[BEGIN]

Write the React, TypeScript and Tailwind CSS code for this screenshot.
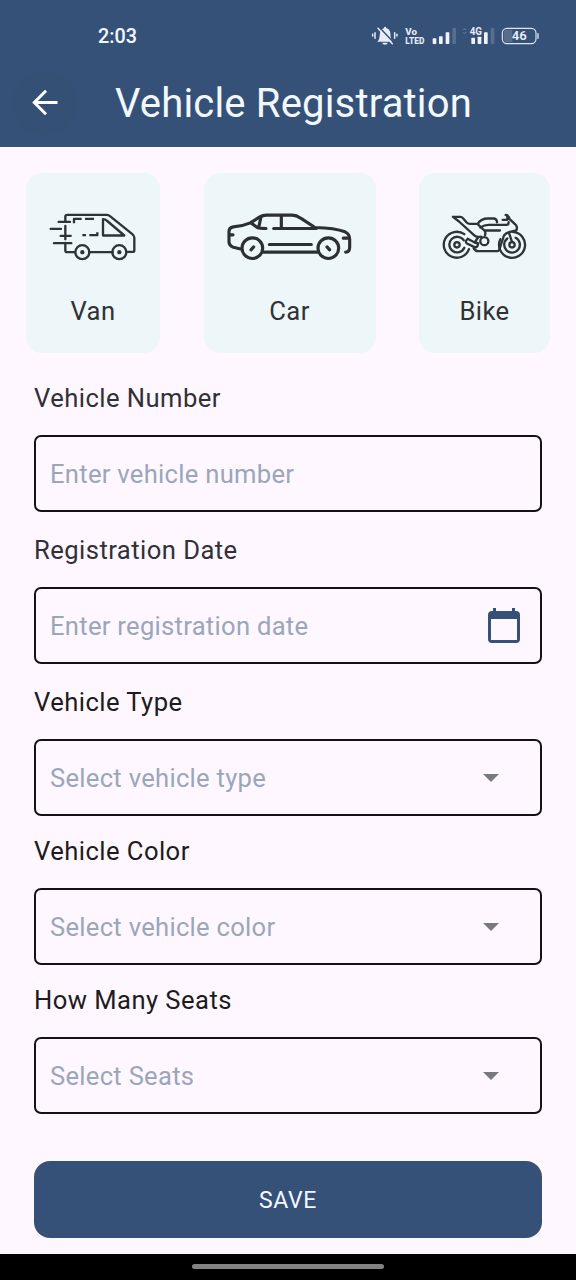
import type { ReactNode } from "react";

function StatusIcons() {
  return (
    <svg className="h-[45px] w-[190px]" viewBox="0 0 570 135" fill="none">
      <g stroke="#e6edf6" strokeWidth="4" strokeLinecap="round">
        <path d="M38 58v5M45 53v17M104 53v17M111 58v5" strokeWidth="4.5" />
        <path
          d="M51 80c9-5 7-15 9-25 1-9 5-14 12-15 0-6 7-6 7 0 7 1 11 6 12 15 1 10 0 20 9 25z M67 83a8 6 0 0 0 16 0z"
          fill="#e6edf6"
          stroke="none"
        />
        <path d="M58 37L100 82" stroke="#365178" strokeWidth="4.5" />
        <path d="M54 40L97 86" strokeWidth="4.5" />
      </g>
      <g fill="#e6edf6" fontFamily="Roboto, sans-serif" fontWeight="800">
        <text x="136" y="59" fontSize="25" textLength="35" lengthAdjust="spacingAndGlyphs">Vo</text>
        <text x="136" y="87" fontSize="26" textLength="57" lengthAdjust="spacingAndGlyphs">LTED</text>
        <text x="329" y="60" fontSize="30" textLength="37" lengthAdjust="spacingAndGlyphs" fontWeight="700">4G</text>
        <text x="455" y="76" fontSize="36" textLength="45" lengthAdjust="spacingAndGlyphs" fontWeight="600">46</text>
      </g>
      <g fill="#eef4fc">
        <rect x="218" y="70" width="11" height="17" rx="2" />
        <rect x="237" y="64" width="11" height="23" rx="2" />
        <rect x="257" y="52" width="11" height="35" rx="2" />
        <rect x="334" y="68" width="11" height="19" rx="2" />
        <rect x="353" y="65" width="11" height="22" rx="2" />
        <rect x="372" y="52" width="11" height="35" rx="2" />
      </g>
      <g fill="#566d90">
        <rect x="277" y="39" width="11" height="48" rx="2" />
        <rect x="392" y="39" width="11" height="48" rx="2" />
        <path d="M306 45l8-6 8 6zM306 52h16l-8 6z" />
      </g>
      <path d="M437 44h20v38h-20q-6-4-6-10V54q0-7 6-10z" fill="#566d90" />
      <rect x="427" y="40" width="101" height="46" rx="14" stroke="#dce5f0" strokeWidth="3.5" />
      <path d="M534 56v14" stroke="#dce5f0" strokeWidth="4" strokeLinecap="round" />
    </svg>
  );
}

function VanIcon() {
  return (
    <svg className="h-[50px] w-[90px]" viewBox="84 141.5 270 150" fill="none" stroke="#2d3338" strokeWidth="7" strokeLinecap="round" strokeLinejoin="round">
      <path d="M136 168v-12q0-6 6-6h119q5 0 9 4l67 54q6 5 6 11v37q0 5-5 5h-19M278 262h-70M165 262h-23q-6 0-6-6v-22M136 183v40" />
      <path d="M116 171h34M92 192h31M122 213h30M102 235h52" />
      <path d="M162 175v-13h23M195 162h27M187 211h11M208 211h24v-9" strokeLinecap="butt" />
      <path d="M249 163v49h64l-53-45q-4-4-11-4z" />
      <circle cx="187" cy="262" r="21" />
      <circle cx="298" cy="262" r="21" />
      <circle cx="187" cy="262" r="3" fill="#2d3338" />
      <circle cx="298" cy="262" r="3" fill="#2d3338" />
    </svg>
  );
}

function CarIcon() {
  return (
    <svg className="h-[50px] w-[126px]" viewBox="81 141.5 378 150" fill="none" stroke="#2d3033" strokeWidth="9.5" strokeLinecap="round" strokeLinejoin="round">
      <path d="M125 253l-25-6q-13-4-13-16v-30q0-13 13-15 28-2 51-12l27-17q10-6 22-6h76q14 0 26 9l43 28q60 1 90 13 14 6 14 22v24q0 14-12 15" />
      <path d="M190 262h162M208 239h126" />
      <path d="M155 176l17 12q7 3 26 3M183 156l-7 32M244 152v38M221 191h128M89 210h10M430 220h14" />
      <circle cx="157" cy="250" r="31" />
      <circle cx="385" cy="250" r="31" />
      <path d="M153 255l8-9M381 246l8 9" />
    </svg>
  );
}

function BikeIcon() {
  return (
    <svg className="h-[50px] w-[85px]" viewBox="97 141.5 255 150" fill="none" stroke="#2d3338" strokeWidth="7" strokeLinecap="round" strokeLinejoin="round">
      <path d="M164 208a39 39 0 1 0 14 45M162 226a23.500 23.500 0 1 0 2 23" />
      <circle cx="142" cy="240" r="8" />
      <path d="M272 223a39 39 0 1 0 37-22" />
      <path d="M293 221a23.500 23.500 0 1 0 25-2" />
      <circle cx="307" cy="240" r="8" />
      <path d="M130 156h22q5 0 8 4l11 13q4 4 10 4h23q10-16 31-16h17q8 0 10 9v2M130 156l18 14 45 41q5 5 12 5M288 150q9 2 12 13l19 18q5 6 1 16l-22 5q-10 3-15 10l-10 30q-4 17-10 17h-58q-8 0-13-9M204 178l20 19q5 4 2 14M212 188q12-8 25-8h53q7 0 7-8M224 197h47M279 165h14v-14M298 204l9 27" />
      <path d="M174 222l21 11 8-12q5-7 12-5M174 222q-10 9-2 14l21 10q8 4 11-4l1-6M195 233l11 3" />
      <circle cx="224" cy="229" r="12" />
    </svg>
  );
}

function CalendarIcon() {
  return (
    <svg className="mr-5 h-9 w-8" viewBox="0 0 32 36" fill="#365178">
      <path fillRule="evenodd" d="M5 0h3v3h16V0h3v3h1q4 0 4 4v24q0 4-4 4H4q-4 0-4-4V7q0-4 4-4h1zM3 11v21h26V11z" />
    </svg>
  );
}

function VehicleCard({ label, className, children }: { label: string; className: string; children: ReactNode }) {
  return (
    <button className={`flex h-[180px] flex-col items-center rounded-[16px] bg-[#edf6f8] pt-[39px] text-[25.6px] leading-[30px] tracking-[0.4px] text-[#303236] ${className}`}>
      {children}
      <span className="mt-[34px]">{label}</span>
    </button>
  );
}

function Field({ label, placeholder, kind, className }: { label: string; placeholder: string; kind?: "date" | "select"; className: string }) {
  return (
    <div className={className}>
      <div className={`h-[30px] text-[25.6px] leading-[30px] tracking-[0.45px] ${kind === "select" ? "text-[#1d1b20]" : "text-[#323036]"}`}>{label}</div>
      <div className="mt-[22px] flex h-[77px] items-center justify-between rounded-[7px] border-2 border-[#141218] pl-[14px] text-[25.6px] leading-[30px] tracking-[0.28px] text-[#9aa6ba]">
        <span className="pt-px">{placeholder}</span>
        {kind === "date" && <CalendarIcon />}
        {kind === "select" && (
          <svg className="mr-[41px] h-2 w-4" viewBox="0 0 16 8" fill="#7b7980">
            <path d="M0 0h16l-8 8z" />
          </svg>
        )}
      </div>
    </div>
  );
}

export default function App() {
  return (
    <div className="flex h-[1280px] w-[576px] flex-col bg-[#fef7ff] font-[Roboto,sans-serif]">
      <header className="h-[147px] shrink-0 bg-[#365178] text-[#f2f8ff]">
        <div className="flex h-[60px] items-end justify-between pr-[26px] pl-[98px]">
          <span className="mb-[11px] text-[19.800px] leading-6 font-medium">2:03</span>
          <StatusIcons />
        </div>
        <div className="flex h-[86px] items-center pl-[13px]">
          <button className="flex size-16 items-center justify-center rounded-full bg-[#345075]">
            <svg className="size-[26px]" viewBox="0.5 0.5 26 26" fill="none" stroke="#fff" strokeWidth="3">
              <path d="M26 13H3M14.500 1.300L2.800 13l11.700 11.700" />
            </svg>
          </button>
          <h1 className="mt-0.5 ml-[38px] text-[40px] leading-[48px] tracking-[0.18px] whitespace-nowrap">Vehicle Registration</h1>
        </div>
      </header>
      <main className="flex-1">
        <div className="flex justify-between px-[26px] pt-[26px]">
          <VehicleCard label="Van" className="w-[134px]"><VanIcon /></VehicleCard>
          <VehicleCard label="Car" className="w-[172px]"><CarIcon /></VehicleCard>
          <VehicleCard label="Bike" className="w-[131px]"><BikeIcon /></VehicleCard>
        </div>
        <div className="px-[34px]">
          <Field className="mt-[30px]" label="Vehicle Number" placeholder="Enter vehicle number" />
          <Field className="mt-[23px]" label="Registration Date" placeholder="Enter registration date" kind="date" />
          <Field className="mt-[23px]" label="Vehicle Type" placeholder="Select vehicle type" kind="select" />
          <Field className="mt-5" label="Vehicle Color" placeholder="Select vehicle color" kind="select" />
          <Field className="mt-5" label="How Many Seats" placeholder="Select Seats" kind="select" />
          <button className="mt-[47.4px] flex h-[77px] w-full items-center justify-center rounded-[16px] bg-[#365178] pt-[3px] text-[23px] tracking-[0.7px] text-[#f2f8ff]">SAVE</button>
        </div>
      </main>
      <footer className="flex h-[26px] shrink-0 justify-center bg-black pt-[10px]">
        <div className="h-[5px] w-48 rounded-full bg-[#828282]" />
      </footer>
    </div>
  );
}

[END]
[BEGIN]

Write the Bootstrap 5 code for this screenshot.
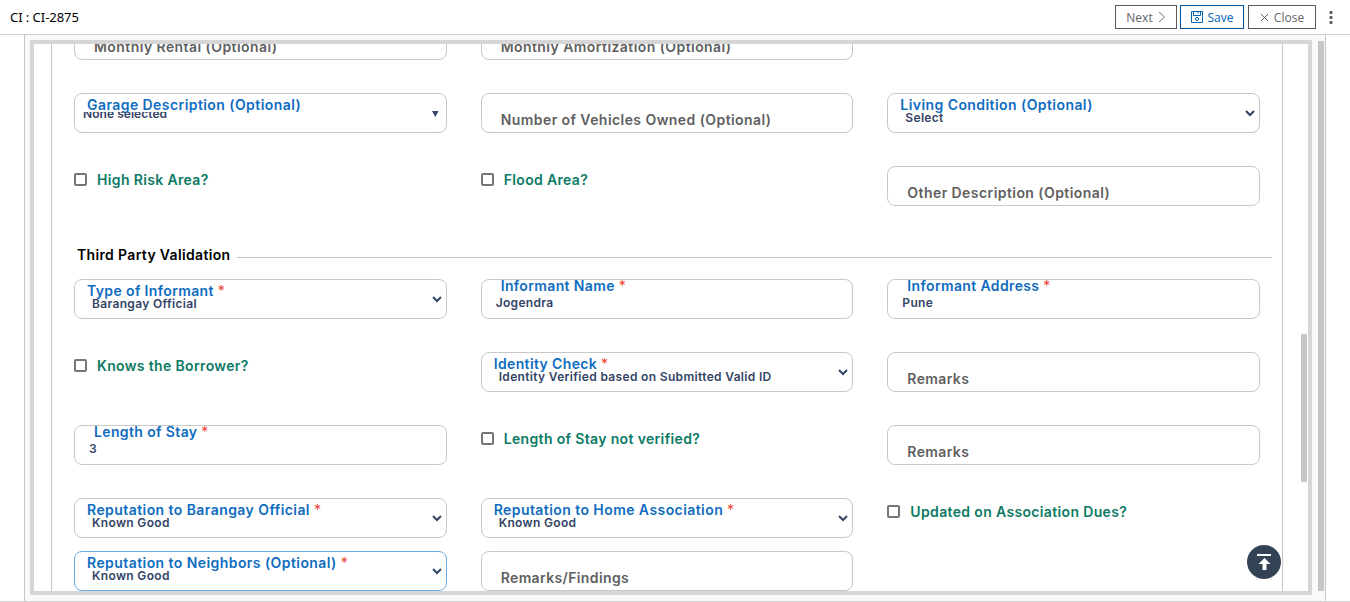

[END]

Copy every line of the listing containing the string "screenshot".

Write the React, TypeScript and Tailwind CSS code for this screenshot.
Write the Bootstrap 5 code for this screenshot.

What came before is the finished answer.